His undergraduate degree research included work on axon guidance and hippocampal synaptic transmission. As a MD/PhD candidate at The Johns Hopkins University School of Medicine under Solomon Snyder in the Department of Neuroscience, Alex went on to research atypical amino acids and their role in melanocortin production, melanocortin behaviors, and retinal development – and it was this work that prompted him to pursue residency training in ophthalmology at Doheny Eye Institute.
This is when his clinical and research interest in glaucoma really began. It started with a basic science research endeavor with James Tan at UCLA/Doheny that involved them identifying collagen and elastin as the biological origins of endogenous trabecular meshwork autofluorescence in the human eye. After that, he became a Heed Ophthalmic Foundation-supported glaucoma fellow with Robert Weinreb at the University of California, San Diego, where Alex, with Robert, developed the basis for his research program that examined the unstudied and potential post-trabecular meshwork sources of aqueous humor outflow resistance in the eye. This led to an NIH Mentored Clinical Scientist Research Career Development Award, and Alex is also funded by the American Glaucoma Society and Research to Prevent Blindness to develop aqueous angiography into a technique that can be used to visualize outflow in a clinical setting. At home, Alex spends his time with his wife, Maggie, and two young sons, Ethan and Evan, most frequently building Legos probably bought at the Legoland theme park in Carlsbad, California.

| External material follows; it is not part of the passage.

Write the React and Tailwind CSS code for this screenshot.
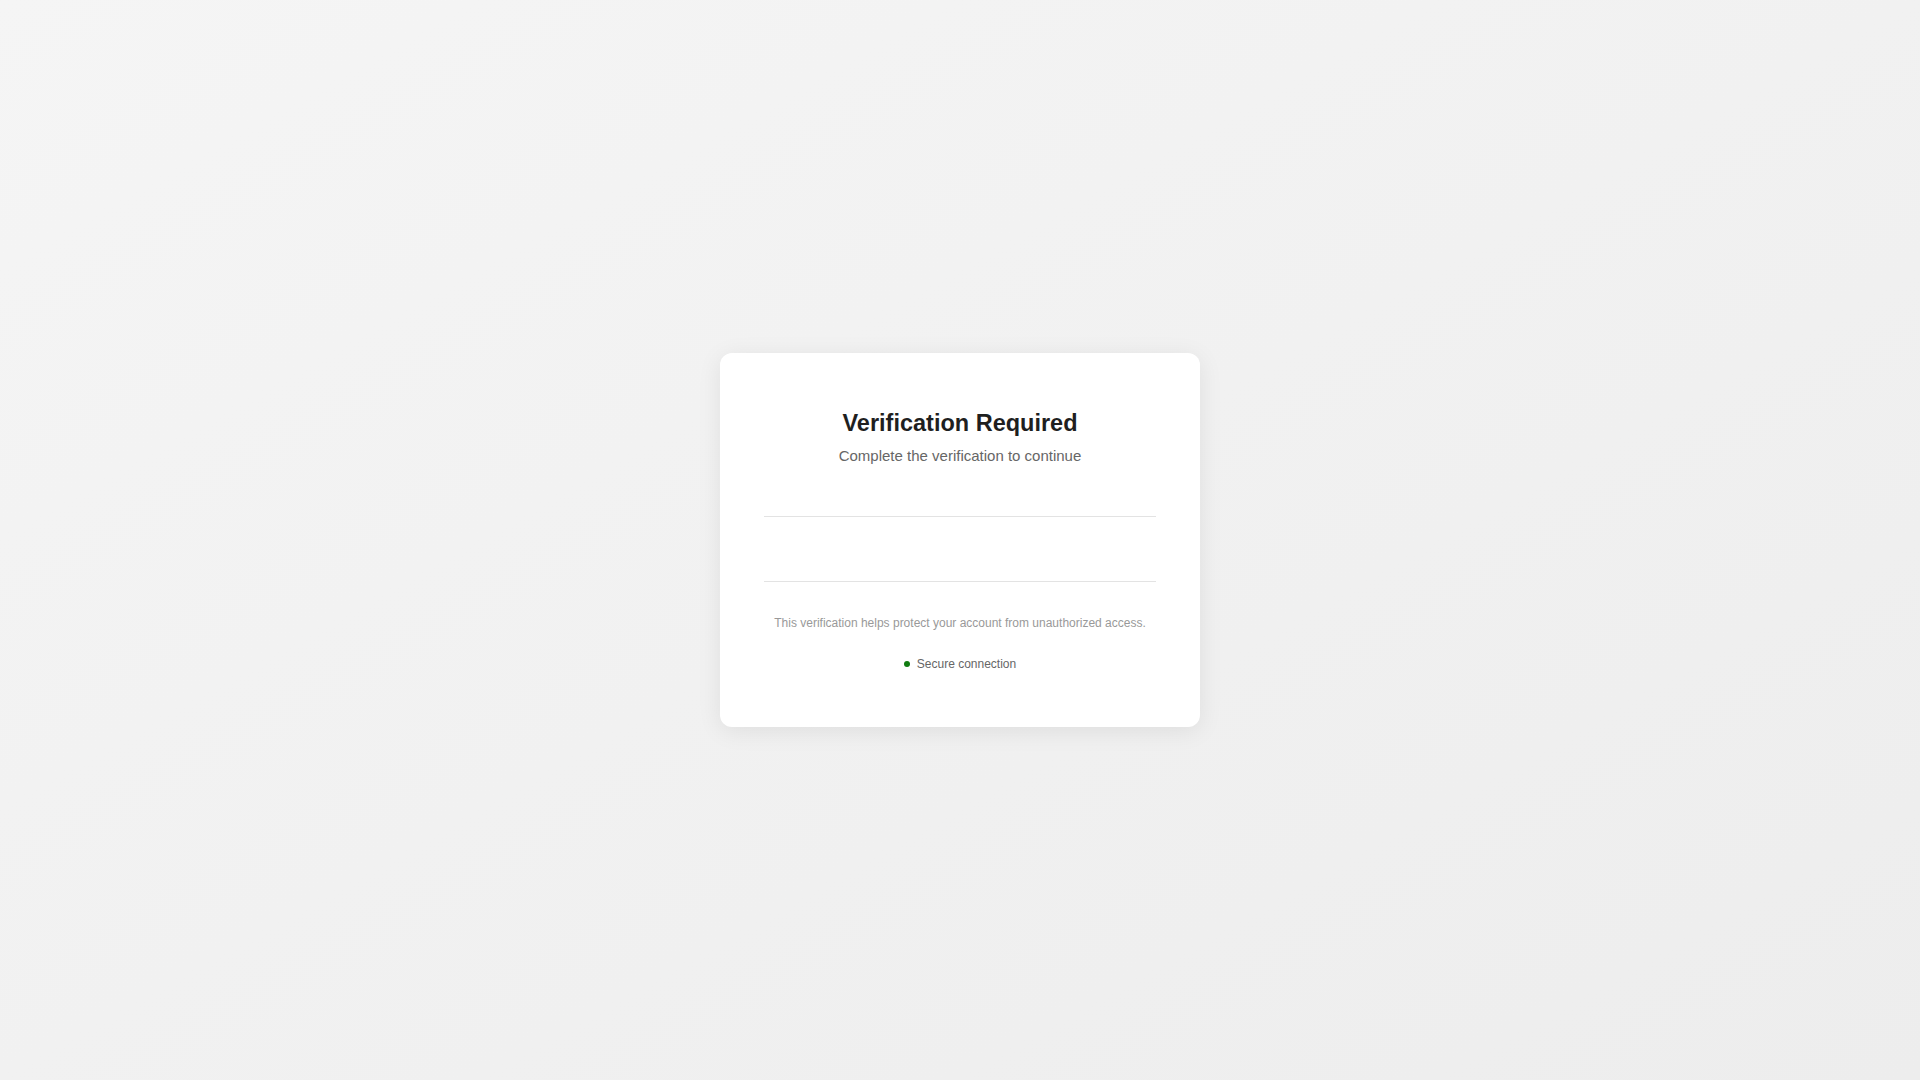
export default function App() {
  return (
    <div
      className="min-h-screen w-full flex items-center justify-center bg-gradient-to-br from-[#f5f5f5] to-[#ededed]"
      style={{ fontFamily: '"Liberation Sans", Arial, sans-serif' }}
    >
      <div className="w-[480px] bg-white rounded-xl shadow-[0_4px_24px_rgba(0,0,0,0.08)] px-[44px] pt-[56px] pb-[54px] text-center">
        <h1 className="text-[23.5px] leading-[29px] font-bold text-[#1f1f1f]">Verification Required</h1>
        <p className="mt-[7px] text-[15px] leading-[22px] text-[#666666]">Complete the verification to continue</p>

        {/* widget slot */}
        <div className="mt-[49px] h-[66px] border-y border-[#e3e3e3]"></div>

        <p className="mt-[32px] text-[12px] leading-[18px] text-[#999999]">
          This verification helps protect your account from unauthorized access.
        </p>

        <div className="mt-[23px] flex items-center justify-center gap-[7px] text-[12px] leading-[18px] text-[#666666]">
          <span className="w-[6px] h-[6px] rounded-full bg-[#107c10]"></span>
          <span>Secure connection</span>
        </div>
      </div>
    </div>
  );
}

One nominator said: “Alex is an inventor of aqueous angiography, a ground-breaking technique that visualizes real-time aqueous humor outflow for improving the basic understanding of fluid flow in the eye. He is Principal Investigator of several studies that have validated the used of this technology experimentally (post-mortem human eyes and non-human primate live eyes), as well as in human patients. This new technology offers great potential for enhancing and individualizing glaucoma surgery.”